Winter 2002

Natural Events

Here's what's debuting this season on nature's stage in Chicago Wilderness

by Jack MacRae

New Year’s Beavers
Back when we lived on an 80-acre island in the Des Plaines River, my wife and I maintained a New Year’s Eve tradition of building a fire at the river’s edge, sipping snow-chilled champagne, and watching the local beavers as they swam across the water with branches of cottonwood in their mouths. These branches would be used as a quick meal or snack. During the cold gray days of mid-winter, our adult beavers are snuggling up in their lodges and making babies. The young kits will be born in early spring, following a four-month gestation period.

Hot Nuts
I wonder if native Chicagoans Mel Torme (who wrote the tune) or Nat King Cole (who popularized the song) ever ate American chestnuts roasted on an open fire? The song was written in the 1940s – a generation after a fungal blight killed nearly every one of America’s magnificent chestnut trees from the Mississippi to the Atlantic. The last known American chestnut in our region was a single large specimen at Grand Beach, in Berrien County, Michigan.

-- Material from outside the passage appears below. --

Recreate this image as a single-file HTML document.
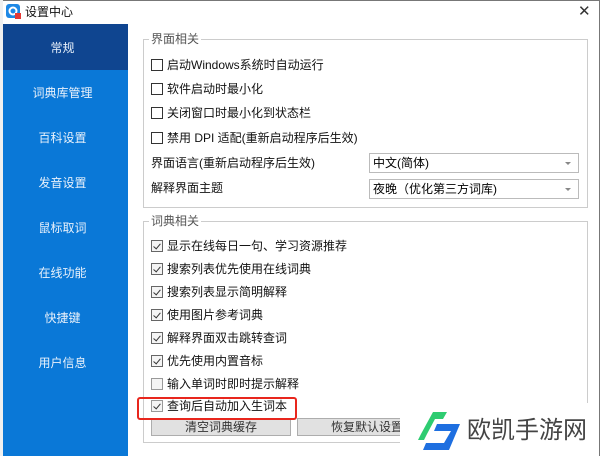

Today, arborists are experimenting with a hybrid of American and Asian chestnut trees in hopes of developing a fungal resistant species. The majority of chestnuts we roast today come from Italy.

Hatching Nuts
Forest birds that travel head first down the tree trunk get their name from breaking (hatching) open nuts that they have wedged into crevices. The white-breasted nuthatches are year-round residents of our wooded area, and the red-breasted nuthatches come into our area in the winter and tend to hang out in pine groves. One would think it would be could easy to distinguish a white-breasted nuthatch from a red-breasted nuthatch by comparing the color of its breast. But actually, a dark eye stripe (on the red-breasted, not on the white-breasted) is the field mark used by most bird watchers.

Screeeech Owl
Our friendly neighborhood screech owls work the night shift. Starting after dusk, these quiet little hunters will be on duty, sitting on a low perch as they scan the ground for movement. They sit toward the end of the branch, where their view is less obstructed. When their hunting task is over, they will retire to the higher branches, and sit closer to the trunk
of the tree.

In late winter, when the female is busy incubating her eggs in a frosty hollow tree, the male takes over hunting for the pair. He will lovingly bring his partner an assortment of mammals, insects, and crustaceans while she keeps her eggs warm. What a sweet couple.

Glass Eyed Mink
My Aunt Mary thought mink were put on earth for her to wear. I used to be scared of her coats when I was a kid, particularly the ones with the snarling heads dangling from the collar. Not surprisingly, mink are much cuter in real life. They have soft brown eyes and their facial expressions are as adorable as a kitten’s. Mink can be found in a variety of our wet habitats. Typically nocturnal, male mink are out and about during late winter days furtively searching for female companionship.

Counting Crows
There are a few crow roosts in Chicago Wilderness, a roost being a place where all the crows for miles around will come together to spend the night. Northwestern University students share their campus with over 4,000 crows. During late January afternoons, hundreds of crows stream over the historic neighborhood of Naperville toward an old cemetery. Elmhurst also has a good size roost. A fun, though occasionally hazardous, activity is to follow the flightline of crows across the land toward their sleeping quarters. Watch out for traffic as you dash across the intersection with your eyes upward.